Los crímenes de guerra es un tema que se ha quedado a medias y que es necesario que se resuelva de manera urgente en el comienzo del nuevo milenio. Un tribunal de crímenes de guerra organizado desde abajo, por los pueblos que han padecido las grandes expoliaciones seculares. Lo que resulta más sorprendente de los grandes crímenes de guerra es cuán pocos de sus responsables han sido llevados a juicio en alguna ocasión.

Para que el odio y la brutalidad sean aceptados, es necesario un elemento clave: “la construcción del otro como objeto de odio”, explica la socióloga Slavenka Draculick.

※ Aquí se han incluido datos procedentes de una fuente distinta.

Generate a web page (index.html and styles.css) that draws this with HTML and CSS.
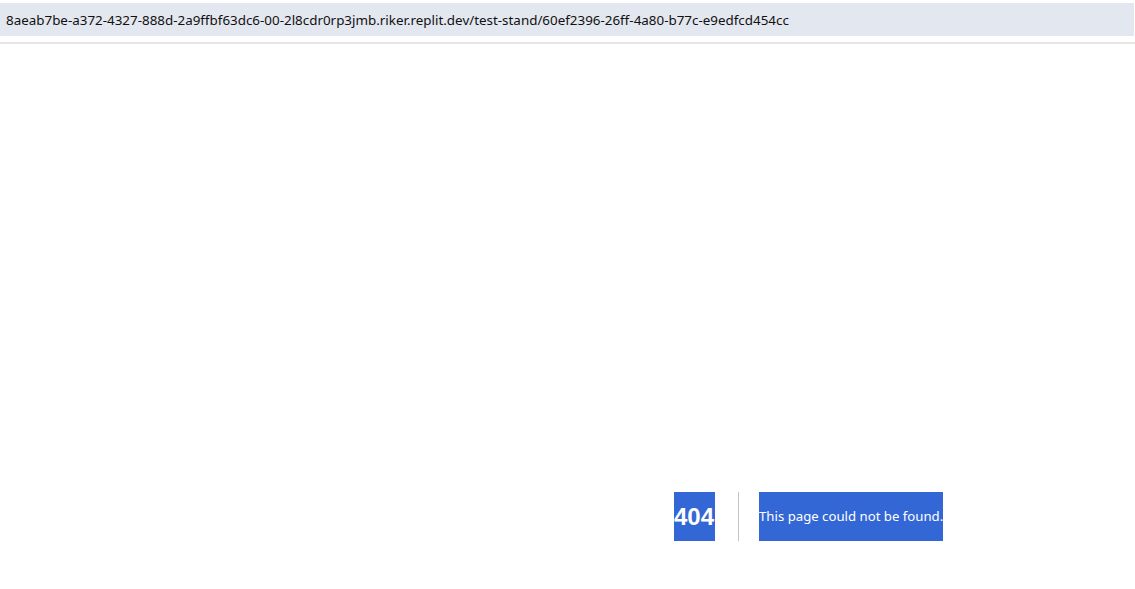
FILE: index.html
```html
<!DOCTYPE html>
<html>
<head>
<meta charset="utf-8">
<link rel="stylesheet" href="styles.css">
</head>
<body>
<div class="urlbar">8aeab7be-a372-4327-888d-2a9ffbf63dc6-00-2l8cdr0rp3jmb.riker.replit.dev/test-stand/60ef2396-26ff-4a80-b77c-e9edfcd454cc</div>
<div class="rule"></div>
<main class="page">
  <div class="error">
    <h1 class="code"><span class="sel">404</span></h1>
    <div class="msg"><h2 class="text"><span class="sel">This page could not be found.</span></h2></div>
  </div>
</main>
</body>
</html>
```
FILE: styles.css
```css
html, body {
  margin: 0;
  padding: 0;
  background: #ffffff;
}
body {
  font-family: "Noto Sans", "Open Sans", sans-serif;
  color: #000;
}
.urlbar {
  margin-top: 3px;
  height: 33px;
  line-height: 34px;
  background: #e3e7ef;
  font-size: 13.4px;
  padding-left: 6px;
  color: #111;
  white-space: nowrap;
  overflow: hidden;
  margin-right: 1px;
}
.rule {
  margin-top: 6px;
  height: 2px;
  background: #e6e6e6;
}
.page {
  padding-top: 448px;
  padding-left: 674px;
}
.error {
  display: flex;
  align-items: stretch;
  height: 49px;
}
.code {
  margin: 0 20px 0 0;
  padding: 0 23px 0 0;
  border-right: 1px solid #c4c4c4;
  font-size: 24px;
  font-weight: 700;
  line-height: 49px;
  display: flex;
}
.msg {
  display: flex;
}
.text {
  margin: 0;
  font-size: 13.2px;
  font-weight: 400;
  line-height: 49px;
  display: flex;
}
.sel {
  background: #3367d6;
  color: #fff;
  display: block;
  height: 49px;
}
.code .sel {
  font-family: "Liberation Sans", Arial, sans-serif;
  width: 41px;
}
```
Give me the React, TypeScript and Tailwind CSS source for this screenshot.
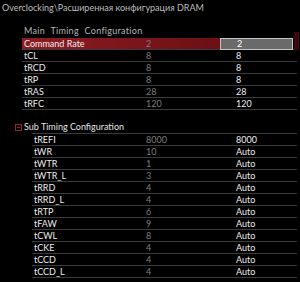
import React from "react";

type Row = { name: string; current: string; value: string };

const mainRows: Row[] = [
  { name: "Command Rate", current: "2", value: "2" },
  { name: "tCL", current: "8", value: "8" },
  { name: "tRCD", current: "8", value: "8" },
  { name: "tRP", current: "8", value: "8" },
  { name: "tRAS", current: "28", value: "28" },
  { name: "tRFC", current: "120", value: "120" },
];

const subRows: Row[] = [
  { name: "tREFI", current: "8000", value: "8000" },
  { name: "tWR", current: "10", value: "Auto" },
  { name: "tWTR", current: "1", value: "Auto" },
  { name: "tWTR_L", current: "3", value: "Auto" },
  { name: "tRRD", current: "4", value: "Auto" },
  { name: "tRRD_L", current: "4", value: "Auto" },
  { name: "tRTP", current: "6", value: "Auto" },
  { name: "tFAW", current: "9", value: "Auto" },
  { name: "tCWL", current: "8", value: "Auto" },
  { name: "tCKE", current: "4", value: "Auto" },
  { name: "tCCD", current: "4", value: "Auto" },
  { name: "tCCD_L", current: "4", value: "Auto" },
];

function MainRow({ row, selected }: { row: Row; selected?: boolean }) {
  return (
    <div className="flex h-[12px] items-center border-b border-[#3a3a3a] pl-[2px] leading-[11px]">
      <div
        className={
          selected
            ? "flex h-[11px] w-[198px] items-center bg-gradient-to-r from-[#8e1c23] to-[#6c1015] -ml-[2px] pl-[2px]"
            : "flex h-[11px] w-[196px] items-center"
        }
      >
        <span className="w-[122px] text-[#ececec]">{row.name}</span>
        <span className="text-[#7c7c7c]">{row.current}</span>
      </div>
      {selected ? (
        <div className="flex h-[12px] w-[73px] items-center border border-[#c4c4c4] bg-[#6a6a6a] pl-[16px] text-white">
          {row.value}
        </div>
      ) : (
        <span className="pl-[16px] text-[#ececec]">{row.value}</span>
      )}
    </div>
  );
}

function SubRow({ row }: { row: Row }) {
  return (
    <div className="flex h-[12px] items-center border-b border-[#3a3a3a] pl-[2px] leading-[11px]">
      <span className="w-[112px] text-[#ececec]">{row.name}</span>
      <span className="w-[90px] text-[#7c7c7c]">{row.current}</span>
      <span className="text-[#ececec]">{row.value}</span>
    </div>
  );
}

export default function App() {
  return (
    <div className="relative h-[282px] w-[300px] overflow-hidden bg-black font-['Lato',sans-serif] text-[9px]">
      {/* Breadcrumb */}
      <div className="h-[14px] pl-[2px] pt-[1px] leading-[13px] text-[#bdbdbd]">
        Overclocking\Расширенная конфигурация DRAM
      </div>

      {/* Main timing */}
      <div className="mt-[11px] h-[13px] pl-[24px] leading-[12px] tracking-[0.3px] text-[#b4b4b4] [word-spacing:3px]">
        Main Timing Configuration
      </div>
      <div className="ml-[22px] w-[275px]">
        {mainRows.map((r, i) => (
          <MainRow key={r.name} row={r} selected={i === 0} />
        ))}
      </div>

      {/* Sub timing */}
      <div className="mt-[11px] flex h-[12px] items-center pl-[15px] leading-[12px] text-[#e4e4e4]">
        <span className="mr-[2px] flex h-[7px] w-[7px] items-center justify-center border border-[#a3202a]">
          <span className="h-px w-[3px] bg-[#a3202a]" />
        </span>
        Sub Timing Configuration
      </div>
      <div className="ml-[32px] w-[265px] border-t border-[#3a3a3a]">
        {subRows.map((r) => (
          <SubRow key={r.name} row={r} />
        ))}
      </div>

      {/* scrollbar thumb */}
      <div className="absolute right-[1px] top-[32px] h-[18px] w-[5px] bg-[#3a0a0d]" />
    </div>
  );
}
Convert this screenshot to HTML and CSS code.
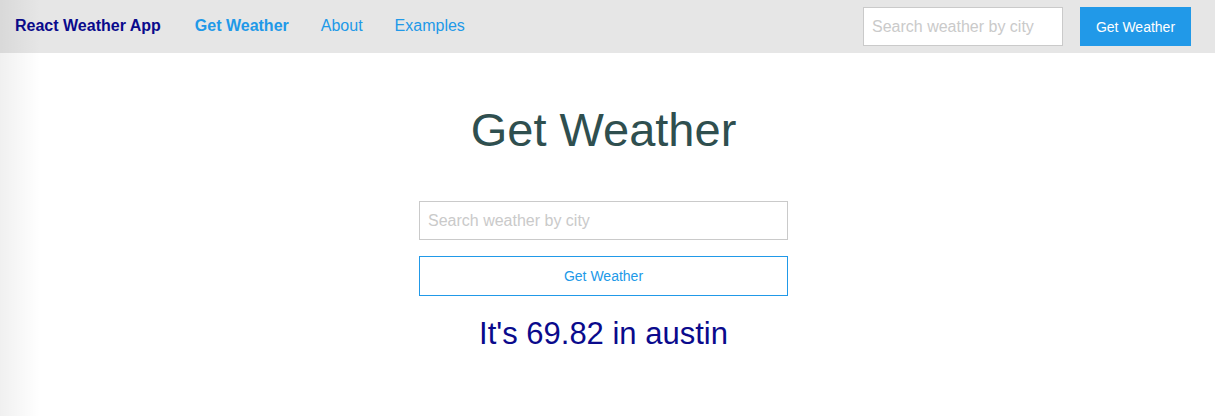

No hace falta que las motivaciones sean racionales ni ciertas; lo más importante es que sean convincentes para que la gente las acepte, aunque normalmente se basen en mitos y prejuicios. La propaganda se encarga de transformar la diferencia (etnia, ideología, nacionalidad) en motivo para dar la impresión de que el “otro” es una amenaza, tal y como señalaban los militares retirados y ARENA, además de varios criminales de guerra que marchan hoy con la bandera del veterano de guerra, al referirse a la “amenaza comunista” sonando los tambores que llaman nuevamente a la guerra.

Lo definitivo es despojar a los otros de sus rasgos individuales, para reducirlos a miembros del grupo enemigo. “Cuando una persona se ve reducida de ese modo a una abstracción, uno es libre de odiarla porque el obstáculo moral ya ha sido abolido”, señala Draculick. A partir de ahí, gente normal puede cometer crímenes.

Estas atrocidades son producto exclusivo de la mente humana y por eso la tortura y los crímenes contra la humanidad creo que no desaparecerán, pero dónde quiera que se realicen o hayan realizado, habrá que combatirlos y castigarlos, si aún nos queda un poco de decencia. Finalmente, aludir a la “soberanía” para evadir el Derecho Internacional es una forma perversa de plantear la independencia.